### Information provided:
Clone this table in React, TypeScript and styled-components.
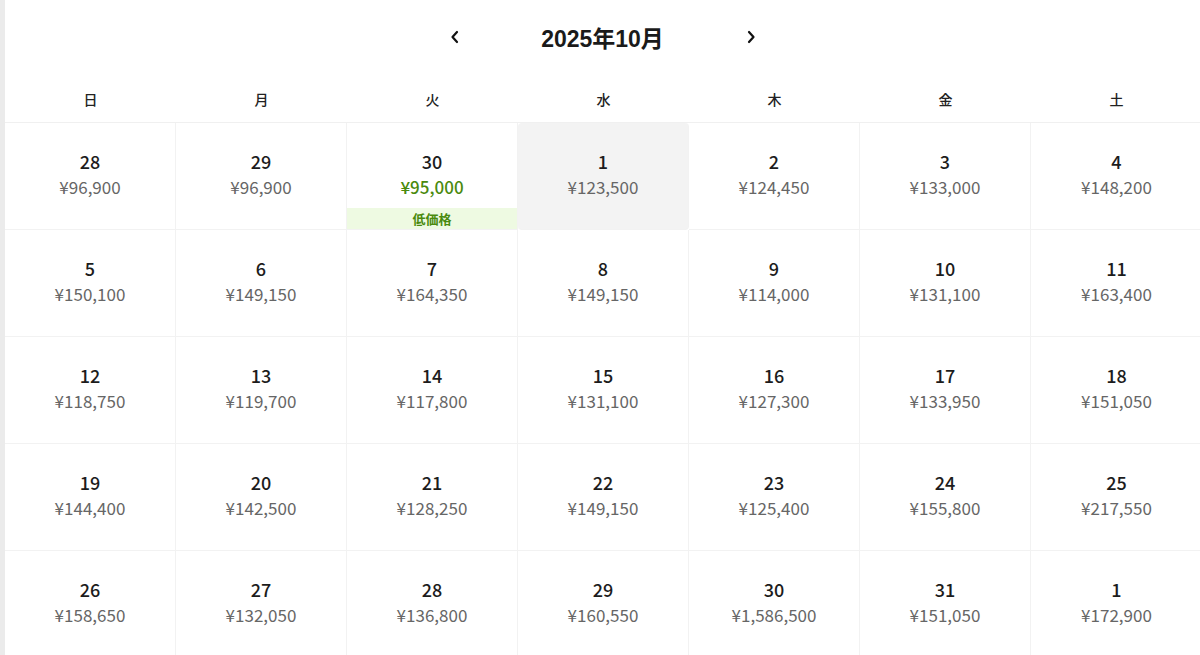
import styled, { createGlobalStyle } from "styled-components";

const GlobalStyle = createGlobalStyle`
    html, body {
        margin: 0;
        padding: 0;
        background: #ffffff;
    }
    body {
        font-family: "Noto Sans CJK JP", "Noto Sans", sans-serif;
        color: #222222;
    }
`;

const Page = styled.div`
    width: 1200px;
    height: 655px;
    overflow: hidden;
    box-sizing: border-box;
    border-left: 5px solid #ebebeb;
`;

const Header = styled.header`
    height: 76px;
    padding-bottom: 3px;
    box-sizing: border-box;
    display: flex;
    justify-content: center;
    align-items: center;
    gap: 75px;
`;

const NavButton = styled.button`
    width: 14px;
    height: 20px;
    padding: 0;
    border: none;
    background: none;
    display: flex;
    align-items: center;
    justify-content: center;
    color: #111111;
    cursor: pointer;
`;

const Title = styled.h1`
    margin: 0;
    width: 132px;
    text-align: center;
    font-family: "Liberation Sans", "Noto Sans CJK JP", sans-serif;
    font-size: 23px;
    font-weight: 700;
    color: #1a1a1a;
`;

const Grid = styled.div`
    display: grid;
    grid-template-columns: repeat(7, 171px);
`;

const Weekday = styled.div`
    height: 46px;
    display: flex;
    align-items: center;
    justify-content: center;
    font-size: 14px;
    font-weight: 500;
    color: #222222;
    border-bottom: 1px solid #f0f0f0;
`;

const Cell = styled.div<{ $selected?: boolean }>`
    height: 107px;
    box-sizing: border-box;
    display: flex;
    flex-direction: column;
    align-items: center;
    padding-top: 25px;
    border-right: 1px solid #f2f2f2;
    border-bottom: 1px solid #f2f2f2;
    background: ${props => props.$selected ? "#f3f3f3" : "#ffffff"};
    border-radius: ${props => props.$selected ? "4px" : "0"};
    &:nth-child(7n) {
        border-right: none;
    }
`;

const Day = styled.div`
    font-size: 18px;
    line-height: 26px;
    font-weight: 500;
    color: #1c1c1c;
`;

const Price = styled.div<{ $low?: boolean }>`
    font-size: 17px;
    line-height: 26px;
    font-weight: ${props => props.$low ? 500 : 400};
    color: ${props => props.$low ? "#4a8a0e" : "#666666"};
`;

const Badge = styled.div`
    margin-top: auto;
    align-self: stretch;
    height: 21px;
    display: flex;
    align-items: center;
    justify-content: center;
    background: #eefae2;
    color: #4a8a0e;
    font-size: 13px;
    font-weight: 700;
`;

interface DayInfo {
    day: number;
    price: string;
    low?: boolean;
    selected?: boolean;
}

const weekdays = ["日", "月", "火", "水", "木", "金", "土"];

const days: DayInfo[] = [
    { day: 28, price: "¥96,900" },
    { day: 29, price: "¥96,900" },
    { day: 30, price: "¥95,000", low: true },
    { day: 1, price: "¥123,500", selected: true },
    { day: 2, price: "¥124,450" },
    { day: 3, price: "¥133,000" },
    { day: 4, price: "¥148,200" },
    { day: 5, price: "¥150,100" },
    { day: 6, price: "¥149,150" },
    { day: 7, price: "¥164,350" },
    { day: 8, price: "¥149,150" },
    { day: 9, price: "¥114,000" },
    { day: 10, price: "¥131,100" },
    { day: 11, price: "¥163,400" },
    { day: 12, price: "¥118,750" },
    { day: 13, price: "¥119,700" },
    { day: 14, price: "¥117,800" },
    { day: 15, price: "¥131,100" },
    { day: 16, price: "¥127,300" },
    { day: 17, price: "¥133,950" },
    { day: 18, price: "¥151,050" },
    { day: 19, price: "¥144,400" },
    { day: 20, price: "¥142,500" },
    { day: 21, price: "¥128,250" },
    { day: 22, price: "¥149,150" },
    { day: 23, price: "¥125,400" },
    { day: 24, price: "¥155,800" },
    { day: 25, price: "¥217,550" },
    { day: 26, price: "¥158,650" },
    { day: 27, price: "¥132,050" },
    { day: 28, price: "¥136,800" },
    { day: 29, price: "¥160,550" },
    { day: 30, price: "¥1,586,500" },
    { day: 31, price: "¥151,050" },
    { day: 1, price: "¥172,900" },
];

function Chevron({ dir }: { dir: "left" | "right" }) {
    const d = dir === "left" ? "M7 2 L2.5 7 L7 12" : "M3 2 L7.5 7 L3 12";
    return (
        <svg width="10" height="14" viewBox="0 0 10 14" fill="none">
            <path d={d} stroke="currentColor" strokeWidth="2.2" strokeLinecap="round" strokeLinejoin="round" />
        </svg>
    );
}

function App() {
    return (
        <Page>
            <GlobalStyle />
            <Header>
                <NavButton aria-label="前の月"><Chevron dir="left" /></NavButton>
                <Title>2025年10月</Title>
                <NavButton aria-label="次の月"><Chevron dir="right" /></NavButton>
            </Header>
            <Grid>
                {weekdays.map(w => <Weekday key={w}>{w}</Weekday>)}
            </Grid>
            <Grid>
                {days.map((d, i) => (
                    <Cell key={i} $selected={d.selected}>
                        <Day>{d.day}</Day>
                        <Price $low={d.low}>{d.price}</Price>
                        {d.low && <Badge>低価格</Badge>}
                    </Cell>
                ))}
            </Grid>
        </Page>
    );
}

export default App;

### Exercise details:
Repeat the data exactly, dropping every picture it holds.

### Problem solution:
Clone this table in React, TypeScript and styled-components.
import styled, { createGlobalStyle } from "styled-components";

const GlobalStyle = createGlobalStyle`
    html, body {
        margin: 0;
        padding: 0;
        background: #ffffff;
    }
    body {
        font-family: "Noto Sans CJK JP", "Noto Sans", sans-serif;
        color: #222222;
    }
`;

const Page = styled.div`
    width: 1200px;
    height: 655px;
    overflow: hidden;
    box-sizing: border-box;
    border-left: 5px solid #ebebeb;
`;

const Header = styled.header`
    height: 76px;
    padding-bottom: 3px;
    box-sizing: border-box;
    display: flex;
    justify-content: center;
    align-items: center;
    gap: 75px;
`;

const NavButton = styled.button`
    width: 14px;
    height: 20px;
    padding: 0;
    border: none;
    background: none;
    display: flex;
    align-items: center;
    justify-content: center;
    color: #111111;
    cursor: pointer;
`;

const Title = styled.h1`
    margin: 0;
    width: 132px;
    text-align: center;
    font-family: "Liberation Sans", "Noto Sans CJK JP", sans-serif;
    font-size: 23px;
    font-weight: 700;
    color: #1a1a1a;
`;

const Grid = styled.div`
    display: grid;
    grid-template-columns: repeat(7, 171px);
`;

const Weekday = styled.div`
    height: 46px;
    display: flex;
    align-items: center;
    justify-content: center;
    font-size: 14px;
    font-weight: 500;
    color: #222222;
    border-bottom: 1px solid #f0f0f0;
`;

const Cell = styled.div<{ $selected?: boolean }>`
    height: 107px;
    box-sizing: border-box;
    display: flex;
    flex-direction: column;
    align-items: center;
    padding-top: 25px;
    border-right: 1px solid #f2f2f2;
    border-bottom: 1px solid #f2f2f2;
    background: ${props => props.$selected ? "#f3f3f3" : "#ffffff"};
    border-radius: ${props => props.$selected ? "4px" : "0"};
    &:nth-child(7n) {
        border-right: none;
    }
`;

const Day = styled.div`
    font-size: 18px;
    line-height: 26px;
    font-weight: 500;
    color: #1c1c1c;
`;

const Price = styled.div<{ $low?: boolean }>`
    font-size: 17px;
    line-height: 26px;
    font-weight: ${props => props.$low ? 500 : 400};
    color: ${props => props.$low ? "#4a8a0e" : "#666666"};
`;

const Badge = styled.div`
    margin-top: auto;
    align-self: stretch;
    height: 21px;
    display: flex;
    align-items: center;
    justify-content: center;
    background: #eefae2;
    color: #4a8a0e;
    font-size: 13px;
    font-weight: 700;
`;

interface DayInfo {
    day: number;
    price: string;
    low?: boolean;
    selected?: boolean;
}

const weekdays = ["日", "月", "火", "水", "木", "金", "土"];

const days: DayInfo[] = [
    { day: 28, price: "¥96,900" },
    { day: 29, price: "¥96,900" },
    { day: 30, price: "¥95,000", low: true },
    { day: 1, price: "¥123,500", selected: true },
    { day: 2, price: "¥124,450" },
    { day: 3, price: "¥133,000" },
    { day: 4, price: "¥148,200" },
    { day: 5, price: "¥150,100" },
    { day: 6, price: "¥149,150" },
    { day: 7, price: "¥164,350" },
    { day: 8, price: "¥149,150" },
    { day: 9, price: "¥114,000" },
    { day: 10, price: "¥131,100" },
    { day: 11, price: "¥163,400" },
    { day: 12, price: "¥118,750" },
    { day: 13, price: "¥119,700" },
    { day: 14, price: "¥117,800" },
    { day: 15, price: "¥131,100" },
    { day: 16, price: "¥127,300" },
    { day: 17, price: "¥133,950" },
    { day: 18, price: "¥151,050" },
    { day: 19, price: "¥144,400" },
    { day: 20, price: "¥142,500" },
    { day: 21, price: "¥128,250" },
    { day: 22, price: "¥149,150" },
    { day: 23, price: "¥125,400" },
    { day: 24, price: "¥155,800" },
    { day: 25, price: "¥217,550" },
    { day: 26, price: "¥158,650" },
    { day: 27, price: "¥132,050" },
    { day: 28, price: "¥136,800" },
    { day: 29, price: "¥160,550" },
    { day: 30, price: "¥1,586,500" },
    { day: 31, price: "¥151,050" },
    { day: 1, price: "¥172,900" },
];

function Chevron({ dir }: { dir: "left" | "right" }) {
    const d = dir === "left" ? "M7 2 L2.5 7 L7 12" : "M3 2 L7.5 7 L3 12";
    return (
        <svg width="10" height="14" viewBox="0 0 10 14" fill="none">
            <path d={d} stroke="currentColor" strokeWidth="2.2" strokeLinecap="round" strokeLinejoin="round" />
        </svg>
    );
}

function App() {
    return (
        <Page>
            <GlobalStyle />
            <Header>
                <NavButton aria-label="前の月"><Chevron dir="left" /></NavButton>
                <Title>2025年10月</Title>
                <NavButton aria-label="次の月"><Chevron dir="right" /></NavButton>
            </Header>
            <Grid>
                {weekdays.map(w => <Weekday key={w}>{w}</Weekday>)}
            </Grid>
            <Grid>
                {days.map((d, i) => (
                    <Cell key={i} $selected={d.selected}>
                        <Day>{d.day}</Day>
                        <Price $low={d.low}>{d.price}</Price>
                        {d.low && <Badge>低価格</Badge>}
                    </Cell>
                ))}
            </Grid>
        </Page>
    );
}

export default App;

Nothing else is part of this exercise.